Defect Engineering in Graphene-Confined Single-Atom Iron Catalysts for Room-Temperature Methane Conversion

Direct conversion of methane to high-value-added chemicals with oxidants, such as H2O2, O-2, and so forth, without going through the intermediate syngas production step is potentially more energy efficient, cost-effective and environmentally friendly. Recent experiments have demonstrated that graphene-confined single-atom Fe (FeN4) catalysts could efficiently catalyze direct methane conversion to C1 oxygenates at room temperature. However, the methane conversion rates of FeN4 catalysts are far from satisfactory.
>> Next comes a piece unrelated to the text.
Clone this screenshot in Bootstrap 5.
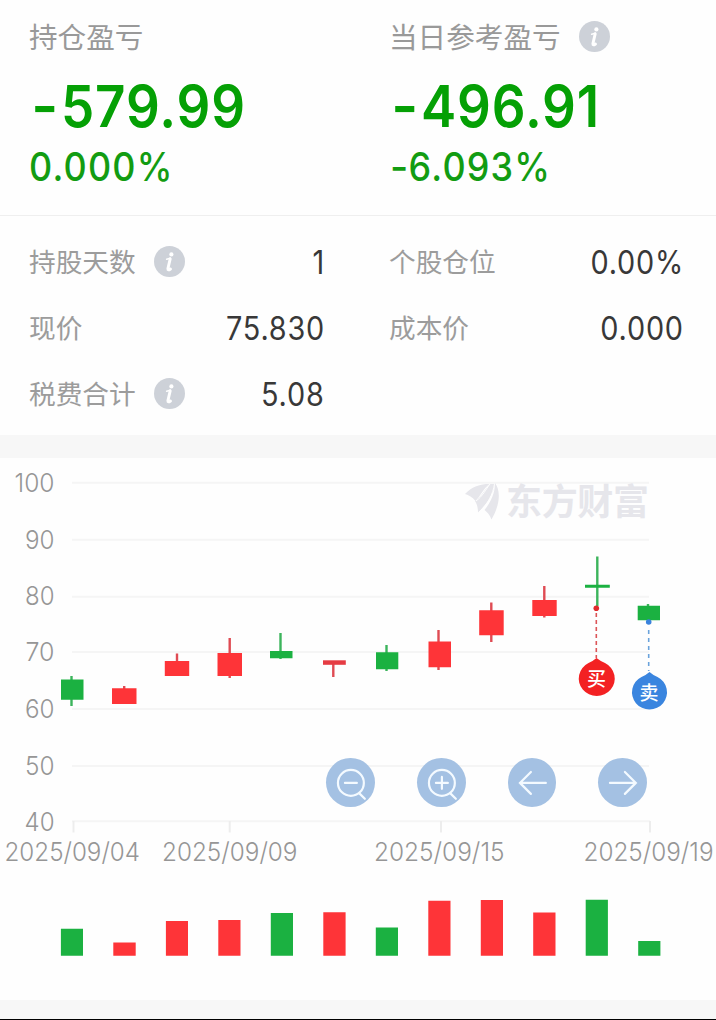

Motivated by the enormous potential of defect engineering to advance rational catalyst design, we carry out first-principle computations to systematically explore the impact of various defects, including vacancies and substitutional doping of heteroatoms, on the catalytic activities of FeN4 catalysts for the direct conversion of methane to C1 oxygenates. Encouragingly, we find the C vacancies (FeN4-V-6r and FeN4-V-5r) and P dopant (P-O/FeN4) adjacent to FeN4 centers can significantly improve the methane conversion activities of FeN4 catalysts. Our results show that the methane activation rates of FeN4-V-6r, FeN4-V-5r, and P-O/FeN4 are 1.7 x 10(4), 2.4 x 10(3), and 5.3 x 10(3) times higher than that of perfect FeN4 catalyst, respectively. The improved catalytic performance of these three FeN4 catalysts stem from their moderate formation energy of O-FeN4-O active site (G(f)), which is used as a key descriptor for characterization of methane conversion activity. This study brings new understanding of the potential impact of controlled defect engineering on direct methane conversion using FeN4 catalysts, revealing a promising avenue to boost the catalytic performance for room-temperature methane conversion.